Mais de 140 mil brasileiros dependem da diálise pelo SUS: colapso no sistema pode ser fatal para quem tem doença renal
avançada. (Foto: Frank Merino/Pexels)

 

Há décadas, clínicas enfrentam um cenário de financiamento insuficiente, agravado por inflação, aumento dos custos operacionais e ausência de políticas estruturantes.

No Brasil, cerca de 175 mil pessoas dependem da diálise para viver — 79% delas são atendidas pelo SUS. Agora, essa crise ameaça atingir um novo patamar. Um colapso com data marcada e consequências imediatas para mais de 140 mil brasileiros.

A partir de 31 de julho de 2025, as unidades de diálise em todo o país poderão enfrentar um aumento expressivo de custos com a possível extinção do Convênio 01/99 — que há mais de duas décadas garante isenção de ICMS sobre medicamentos e insumos utilizados na diálise.

O fim dessa política, somado à defasagem dos valores pagos pelo SUS, tornaria inviável a operação de muitas clínicas, especialmente nas regiões mais vulneráveis.

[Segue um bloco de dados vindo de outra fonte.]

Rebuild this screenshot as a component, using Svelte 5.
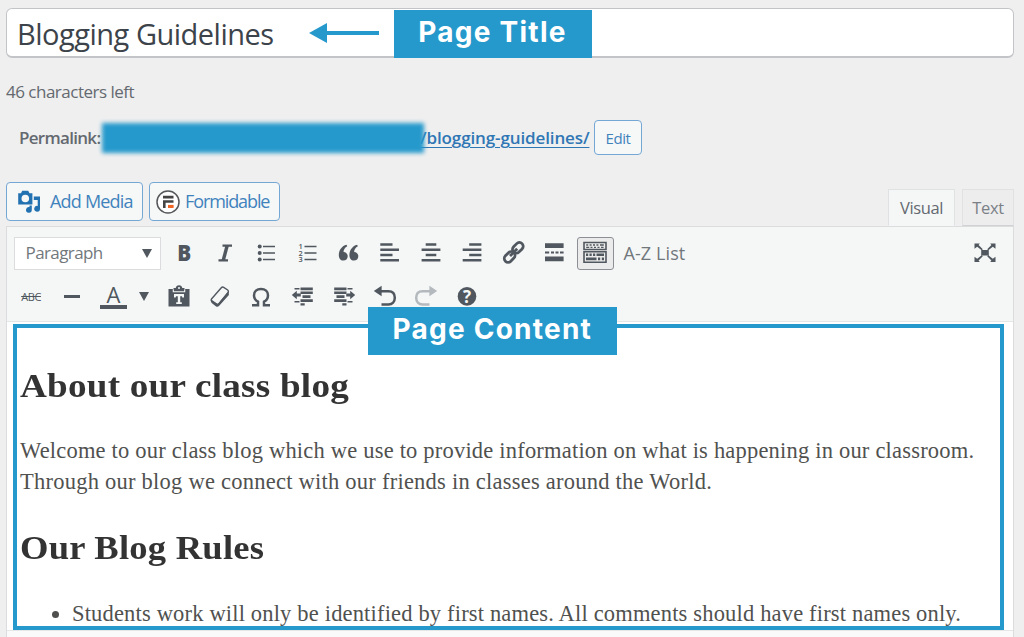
<script lang="ts">
  interface Tool {
    name: string;
    label: string;
    disabled?: boolean;
    active?: boolean;
  }

  const firstRow: Tool[] = [
    { name: 'bold', label: 'Bold' },
    { name: 'italic', label: 'Italic' },
    { name: 'bullets', label: 'Bulleted list' },
    { name: 'numbers', label: 'Numbered list' },
    { name: 'quote', label: 'Blockquote' },
    { name: 'left', label: 'Align left' },
    { name: 'center', label: 'Align center' },
    { name: 'right', label: 'Align right' },
    { name: 'link', label: 'Insert link' },
    { name: 'more', label: 'Read more' },
    { name: 'keyboard', label: 'Toolbar toggle', active: true },
  ];

  const secondRow: Tool[] = [
    { name: 'paste', label: 'Paste as text' },
    { name: 'eraser', label: 'Clear formatting' },
    { name: 'omega', label: 'Special character' },
    { name: 'outdent', label: 'Decrease indent' },
    { name: 'indent', label: 'Increase indent' },
    { name: 'undo', label: 'Undo' },
    { name: 'redo', label: 'Redo', disabled: true },
    { name: 'help', label: 'Keyboard shortcuts' },
  ];

  const sans = 'font-family="Open Sans, sans-serif"';

  const icons: Record<string, string> = {
    bold: `<text x="5.2" y="20.4" font-size="23.500" font-weight="800" ${sans} textLength="14" lengthAdjust="spacingAndGlyphs">B</text>`,
    italic: `<path d="M9.500 4.600h9.500M5.500 19.400h9.500" stroke="currentColor" stroke-width="2.200"/><path d="M14.200 4.500L10.200 19.500" stroke="currentColor" stroke-width="3.400"/>`,
    bullets: `<g><circle cx="5.700" cy="5.500" r="2"/><circle cx="5.700" cy="12" r="2"/><circle cx="5.700" cy="18.500" r="2"/><path d="M9 4.800h12v1.400H9zM9 11.300h12v1.400H9zM9 17.800h12v1.400H9z"/></g>`,
    numbers: `<g font-size="7.400" font-weight="600" ${sans}><text x="3.500" y="7.800">1</text><text x="3.500" y="14.500">2</text><text x="3.500" y="21.200">3</text></g><path d="M9.500 4.800H21.500v1.400H9.500zM9.500 11.300H21.500v1.400H9.500zM9.500 17.800H21.500v1.400H9.500z"/>`,
    quote: `<path d="M10.500 3.700C6 4.700 2.800 9 2.800 14c0 3.300 1.700 5.600 4.500 5.600 2.600 0 4.400-1.900 4.400-4.400 0-2.400-1.700-4.200-4.200-4.300.1-2.300 1.400-4.500 3.800-5.700z"/><path d="M21.100 3.700c-4.500 1-7.700 5.300-7.700 10.300 0 3.300 1.700 5.600 4.500 5.600 2.600 0 4.400-1.900 4.400-4.400 0-2.400-1.700-4.200-4.200-4.300.1-2.300 1.400-4.500 3.800-5.700z"/>`,
    left: `<path d="M2.300 2.300h12.200v2.500H2.300zM2.300 7.500H21V10H2.300zM2.300 12.800h12.200v2.500H2.300zM2.300 18H21v2.500H2.300z"/>`,
    center: `<path d="M6.700 2.300h10.600v2.500H6.700zM2.600 7.500h18.800V10H2.600zM6.700 12.800h10.600v2.500H6.700zM2.600 18h18.800v2.500H2.600z"/>`,
    right: `<path d="M9.200 2.300h12.200v2.500H9.200zM2.700 7.500h18.700V10H2.700zM9.200 12.800h12.200v2.500H9.200zM2.700 18h18.700v2.500H2.700z"/>`,
    link: `<g fill="none" stroke="currentColor" stroke-width="2.800"><rect x="-5.800" y="-3.800" width="12" height="7.600" rx="3.800" transform="translate(16.700 7) rotate(-45)"/><rect x="-6.200" y="-3.800" width="12" height="7.600" rx="3.800" transform="translate(8.800 15.800) rotate(-45)"/><path d="M9 15l7.200-7.200"/></g>`,
    more: `<path d="M3 2.300h18.600V7H3zM3 10.400h4.200v2.200H3zM9 10.400h3v2.200H9zM13.500 10.400h3v2.200h-3zM18 10.400h3.600v2.200H18zM3 15.400h18.600v4.800H3z"/>`,
    keyboard: `<path fill-rule="evenodd" d="M.2.700h23.600v8.600H.200zM1.800 2.200v5.600h20.400V2.200z"/><path fill-rule="evenodd" d="M.2 10h23.600v12H.200zM1.800 11.500v9h20.400v-9z"/><path d="M3.200 3.200h2v1.600h-2zM6.600 3.200h2v1.600h-2zM10 3.200h2v1.600h-2zM13.400 3.200h2v1.600h-2zM17 3.200h3.800v1.600H17zM3.200 5.700h3v1.400h-3zM7.500 5.700h2v1.400h-2zM11 5.700h2v1.400h-2zM14.500 5.700h2v1.400h-2zM18 5.700h2.600v1.400H18zM3 12.600h2.200V15H3zM6.500 12.600h2.200V15H6.500zM10 12.600h2.200V15H10zM13.500 12.600H21V15h-7.500zM3 16.600h10.500v2.600H3zM15 16.600h2.200v2.600H15zM18.800 16.600H21v2.600h-2.200z"/>`,
    paste: `<path d="M1.500 4h5V3h2.200c.3-1.700 1.300-2.800 3.300-2.800S15 1.300 15.300 3h2.200v1h5v17.500h-21z"/><path d="M6.300 4.300v2.500h11.400V4.300" fill="none" stroke="#f5f7f7" stroke-width="1.100"/><circle cx="12" cy="3" r="1" fill="#f5f7f7"/><path d="M7 8.900h10v3.600h-1.700l-.3-1.300h-1.800v6.100h1.600V19H9.200v-1.700h1.600v-6.100H9l-.3 1.300H7z" fill="#f5f7f7"/>`,
    eraser: `<path d="M3.700 13.700L13.300 2.700Q14.300 1.600 15.700 2.300l4 2.700q1.300 1 .4 2.400L11.500 18.200Q10 20.300 8 19L4 16.300Q2.500 15.200 3.700 13.700z" fill="none" stroke="currentColor" stroke-width="1.400"/><path d="M3.200 14.500l6.600 4.500L20.600 6l.3 4L11 21q-1.500 1.500-3.200.3L4 18.300q-1.600-1.200-.8-3.800z"/>`,
    omega: `<path d="M3 20.300h6v-3.600C6.400 15.300 5 13.100 5 10.200 5 6.400 7.800 4 12 4s7 2.400 7 6.200c0 2.900-1.400 5.100-4 6.500v3.600h6" fill="none" stroke="currentColor" stroke-width="2.500"/>`,
    outdent: `<path d="M9.500 2.500h12.300v2.700H9.500zM9.500 6.400h12.300v2.700H9.500zM11.500 10.300h8v2.700h-8zM9.500 14.200h12.300v2.700H9.500zM9.500 18.300h4.200v2.300H9.500zM3.500 3h5v1.400h-5zM3.500 16h5v1.400h-5zM.8 10l5-4.300v2.800h4v3h-4v2.800z"/>`,
    indent: `<path d="M2.200 2.500h12.300v2.700H2.200zM2.200 6.400h12.300v2.700H2.200zM4.500 10.300h8v2.700h-8zM2.200 14.200h12.300v2.700H2.200zM10.300 18.300h4.200v2.300h-4.200zM15.500 3h5v1.400h-5zM15.500 16h5v1.400h-5zM23.200 10l-5-4.300v2.800h-4v3h4v2.800z"/>`,
    undo: `<path d="M6 6.200h9.500c4 0 6.300 2.600 6.300 6.600s-2.500 6.600-6.300 6.600H8.500" fill="none" stroke="currentColor" stroke-width="2.500"/><path d="M.8 6L8.600.800v10.400z"/>`,
    redo: `<path d="M18 6.200H8.500C4.500 6.200 2.200 8.800 2.200 12.800s2.500 6.600 6.300 6.600h7" fill="none" stroke="currentColor" stroke-width="2.500"/><path d="M23.200 6L15.400.800v10.400z"/>`,
    help: `<circle cx="12" cy="11.400" r="9.300"/><text x="12" y="17.700" font-size="17" font-weight="700" text-anchor="middle" fill="#f5f7f7" ${sans}>?</text>`,
    fullscreen: `<path d="M8.200 9h7.600v5.600H8.200zM1.500 2.500h5.300L5.600 4l4.200 4.200-1.100 1.100L4.200 5.700 1.500 7.800zM22.500 2.500h-5.300L18.400 4l-4.200 4.200 1.100 1.100 4.500-3.600 2.700 2.100zM1.500 21h5.300l-1.200-1.500 4.200-4.200-1.100-1.100-4.500 3.600-2.700-2.100zM22.500 21h-5.300l1.200-1.500-4.200-4.200 1.100-1.100 4.500 3.600 2.700-2.100z"/>`,
    media: `<path fill-rule="evenodd" d="M1.200 3.200H4L5.200.800h6L12.500 3.200H15.400v11.300H1.200zM8.300 4.700a3.800 3.800 0 100 7.600 3.800 3.800 0 000-7.600z"/><path d="M16.800 6.500H23v12.200a2.900 2.900 0 11-2.300-2.800V10h-3.900zM14.800 15.500v4.300a2.900 2.900 0 11-2.300-2.800v-1.500z"/>`,
    formidable: `<circle cx="12" cy="12" r="11" fill="#fff" stroke="#55585a" stroke-width="1.500"/><path d="M7 5.800h10.500v2.800H7zM7 10.200h10.500v2.600H9.600v5.200H7z" fill="#444"/><path d="M12 14.900h5.600v3.100H12z" fill="#f26522"/>`,
  };

  const permalink = '/blogging-guidelines/';
  const title = 'Blogging Guidelines';
</script>

{#snippet icon(name: string)}
  <svg class="icon" viewBox="0 0 24 24" fill="currentColor" aria-hidden="true">{@html icons[name]}</svg>
{/snippet}

{#snippet tool(item: Tool)}
  <button class="tool" class:disabled={item.disabled} class:active={item.active} aria-label={item.label}>
    {@render icon(item.name)}
  </button>
{/snippet}

<main class="page">
  <div class="title-field">
    <span class="title-text">{title}</span>
    <svg class="arrow" viewBox="0 0 70 22" aria-hidden="true">
      <path d="M0 11L18 1v20z" />
      <path d="M16 9h54v4H16z" />
    </svg>
    <span class="callout callout-title">Page Title</span>
  </div>

  <p class="remaining">46 characters left</p>

  <div class="permalink">
    <strong class="permalink-label">Permalink:</strong>
    <span class="redacted"></span>
    <a class="slug" href="#slug">{permalink}</a>
    <button class="button edit">Edit</button>
  </div>

  <div class="media-row">
    <button class="button media">{@render icon('media')}<span>Add Media</span></button>
    <button class="button form">{@render icon('formidable')}<span>Formidable</span></button>
    <div class="tabs">
      <button class="tab current">Visual</button>
      <button class="tab">Text</button>
    </div>
  </div>

  <section class="editor">
    <div class="toolbar">
      <div class="row first">
        <button class="format"><span>Paragraph</span><i class="caret"></i></button>
        {#each firstRow as item}
          {@render tool(item)}
        {/each}
        <span class="az">A-Z List</span>
        <span class="expand">{@render icon('fullscreen')}</span>
      </div>
      <div class="row second">
        <button class="tool"><s class="strike">ABC</s></button>
        <button class="tool" aria-label="Horizontal line"><i class="rule"></i></button>
        <button class="tool color"><span class="letter">A</span><i class="caret"></i></button>
        {#each secondRow as item}
          {@render tool(item)}
        {/each}
      </div>
    </div>

    <div class="content-wrap">
      <article class="content">
        <h2 class="about">About our class blog</h2>
        <p>
          <span class="line">Welcome to our class blog which we use to provide information on what is happening in our classroom.</span>
          <span class="line second-line">Through our blog we connect with our friends in classes around the World.</span>
        </p>
        <h2 class="rules">Our Blog Rules</h2>
        <ul>
          <li>Students work will only be identified by first names. All comments should have first names only.</li>
        </ul>
      </article>
      <span class="callout callout-content">Page Content</span>
    </div>
    <div class="status"></div>
  </section>
</main>

<style>
  :global(body) {
    background: #efefef;
    overflow: hidden;
  }

  .page {
    box-sizing: border-box;
    width: 1024px;
    height: 637px;
    padding: 8px 10px 0 6px;
    overflow: hidden;
    color: #50575e;
    font-family: 'Open Sans', 'Noto Sans', sans-serif;
    font-size: 17px;
  }

  button {
    margin: 0;
    padding: 0;
    border: 0;
    background: none;
    color: inherit;
    font: inherit;
    letter-spacing: inherit;
  }

  .icon {
    display: block;
    width: 24px;
    height: 24px;
    flex: none;
    overflow: visible;
  }

  .title-field {
    position: relative;
    box-sizing: border-box;
    display: flex;
    align-items: center;
    height: 50px;
    padding-left: 10px;
    border: 1.5px solid #c3c4c7;
    border-bottom-width: 2px;
    border-radius: 6px;
    background: #fff;
  }

  .title-text {
    width: 292px;
    padding-top: 2px;
    color: #3c434a;
    font-size: 29px;
    letter-spacing: -0.5px;
    white-space: nowrap;
  }

  .arrow {
    width: 70px;
    height: 22px;
    margin-top: 1px;
    fill: #2699cc;
  }

  .callout {
    position: absolute;
    box-sizing: border-box;
    height: 48px;
    background: #2699cc;
    color: #fff;
    font-family: Inter, sans-serif;
    font-weight: 700;
    font-size: 28px;
    line-height: 44px;
    letter-spacing: 1.25px;
    text-align: center;
    white-space: nowrap;
  }

  .callout-title {
    top: 0.5px;
    left: 386.5px;
    width: 198px;
  }

  .callout-content {
    top: -15px;
    left: 361px;
    width: 248.5px;
  }

  .remaining {
    margin: 22px 0 0;
    color: #646970;
    line-height: 24px;
    letter-spacing: -0.5px;
  }

  .permalink {
    display: flex;
    align-items: center;
    height: 36px;
    margin-top: 15px;
    padding-left: 13px;
    white-space: nowrap;
  }

  .permalink-label {
    width: 83px;
    color: #646970;
    font-weight: 600;
    letter-spacing: -0.7px;
  }

  .redacted {
    width: 322px;
    height: 30px;
    margin-top: 2px;
    background: #2699cc;
    filter: blur(2.2px);
  }

  .slug {
    width: 174px;
    margin-left: -4px;
    color: #2f76b5;
    font-weight: 600;
    letter-spacing: -0.12px;
    text-decoration-thickness: 1px;
    text-underline-offset: 3px;
  }

  .button {
    box-sizing: border-box;
    display: flex;
    align-items: center;
    border: 1.5px solid #74a7d4;
    border-radius: 4px;
    background: #f6f7f7;
    color: #3f83bd;
    white-space: nowrap;
  }

  .edit {
    justify-content: center;
    width: 48px;
    height: 35px;
    margin-top: 1px;
    font-size: 15px;
    letter-spacing: -0.4px;
  }

  .media-row {
    display: flex;
    height: 44px;
    margin-top: 27px;
    font-size: 18px;
    letter-spacing: -0.8px;
  }

  .button span {
    padding-bottom: 1px;
  }

  .media {
    width: 137px;
    height: 39px;
    padding-left: 10px;
  }

  .media .icon {
    color: #2271b1;
  }

  .media span {
    margin-left: 9px;
  }

  .form {
    width: 131px;
    height: 39px;
    margin-left: 6px;
    padding-left: 6px;
    letter-spacing: -1.1px;
  }

  .form span {
    margin-left: 5px;
  }

  .tabs {
    display: flex;
    gap: 7px;
    height: 37px;
    margin: 7px 0 0 auto;
  }

  .tab {
    box-sizing: border-box;
    width: 52px;
    border: 1.5px solid #e0e1e2;
    border-bottom-color: #d0d1d2;
    background: #ededed;
    color: #7b8087;
    font-size: 16.5px;
    letter-spacing: -0.4px;
  }

  .current {
    width: 67px;
    border-bottom-color: #f5f7f7;
    background: #f5f7f7;
    color: #646970;
  }

  .editor {
    box-sizing: border-box;
    width: 1008px;
    border: 1.5px solid #dcdcde;
    border-bottom: 0;
    background: #fff;
  }

  .toolbar {
    box-sizing: border-box;
    height: 94.5px;
    padding-top: 4.5px;
    border-bottom: 1.5px solid #e5e6e6;
    background: #f5f7f7;
  }

  .row {
    display: flex;
    align-items: center;
    height: 43.5px;
  }

  .first {
    padding-left: 6.5px;
  }

  .second {
    padding-left: 3.5px;
  }

  .format {
    box-sizing: border-box;
    display: flex;
    align-items: center;
    justify-content: space-between;
    width: 147px;
    height: 33px;
    margin-right: 3px;
    padding: 0 8px 0 11px;
    border: 1px solid #dcdcde;
    background: #fff;
    color: #72777c;
    letter-spacing: -0.6px;
  }

  .format span {
    padding-bottom: 2px;
  }

  .caret {
    border: 5.5px solid transparent;
    border-top: 9px solid #50575e;
    border-bottom: 0;
  }

  .tool {
    box-sizing: border-box;
    display: flex;
    align-items: center;
    justify-content: center;
    width: 41.1px;
    height: 33px;
    flex: none;
  }

  .disabled {
    color: #b4b9be;
  }

  .active {
    width: 37px;
    margin-left: 2.5px;
    border: 1.5px solid #8c8f94;
    border-radius: 3px;
    background: #ebebeb;
  }

  .az {
    margin-left: 9.5px;
    padding-bottom: 1px;
    color: #72777c;
    font-size: 18px;
    letter-spacing: 0.1px;
  }

  .expand {
    margin: 0 16px 0 auto;
  }

  .strike {
    padding-bottom: 1px;
    font-size: 11px;
    letter-spacing: -0.4px;
  }

  .rule {
    width: 16px;
    height: 3px;
    background: #50575e;
  }

  .color {
    justify-content: flex-start;
    gap: 12px;
    width: 66px;
    padding-left: 7.5px;
  }

  .letter {
    box-sizing: border-box;
    width: 26.5px;
    height: 25px;
    border-bottom: 4px solid #50575e;
    font-size: 22px;
    font-weight: 500;
    line-height: 20px;
    text-align: center;
  }

  .content-wrap {
    position: relative;
    padding: 2px 9px 0 5.5px;
  }

  .content {
    box-sizing: border-box;
    height: 306px;
    padding: 38px 0 0 3.5px;
    border: 4px solid #2699cc;
    color: #50514f;
    font-family: 'Liberation Serif', serif;
    font-size: 22.5px;
    line-height: 31px;
    letter-spacing: 0.2px;
    white-space: nowrap;
  }

  h2 {
    margin: 0;
    color: #333;
    font-size: 33px;
    line-height: 40px;
    letter-spacing: 0.2px;
    transform-origin: left;
  }

  .content p {
    margin: 29px 0 31px;
  }

  .line {
    display: block;
  }

  .second-line {
    letter-spacing: 0.24px;
  }

  .about {
    transform: scaleX(1.126);
  }

  .rules {
    transform: scaleX(1.108);
  }

  ul {
    margin: 30px 0 0;
    padding-left: 52px;
    letter-spacing: 0.17px;
  }

  .status {
    height: 12px;
    border-top: 1px solid #e5e6e6;
    background: #fafafa;
  }
</style>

Desde o início do ano, a Sociedade Brasileira de Nefrologia (SBN), junto a outras entidades, tem se mobilizado para evitar essa tragédia anunciada. Em março, foi enviada uma carta aberta ao Ministério da Saúde. Em abril, à SEFAZ. Ambas sem resposta. O tema foi pauta de debate em sessão no Congresso Nacional, promovido pela Frente Parlamentar da Nefrologia, em alusão ao Dia Mundial do Rim.

O que está em jogo é a continuidade de um tratamento vital. Sem a diálise, pacientes com doença renal crônica em estágio avançado não sobrevivem por mais do que alguns dias.

A não renovação do Convênio 01/99 representaria um impacto financeiro no setor estimado em cerca de R$ 1 bilhão por ano, com aumento médio de 23,7% nos custos dos procedimentos. Em troca, os estados arrecadariam pouco. Pagariam caro, em vidas humanas.

O que pode parar a diálise? A resposta, infelizmente, não está na medicina. Por um paradoxo cruel, a máquina segue funcionando, mas o sistema está prestes a falhar. Ironicamente, não é a doença que ameaça a vida de milhares — é a iminente omissão do Estado. 

Manter o tratamento desses pacientes é um compromisso com a vida, com a dignidade humana e com o que está escrito na Constituição Federal. O Brasil não pode permitir que uma mudança tributária, associada à negligência orçamentária, leve à morte de seus cidadãos mais vulneráveis.

O colapso está anunciado. Se, ainda assim, nada for feito, não será por falta de aviso.

José A. Moura Neto é presidente da Sociedade Brasileira de Nefrologia.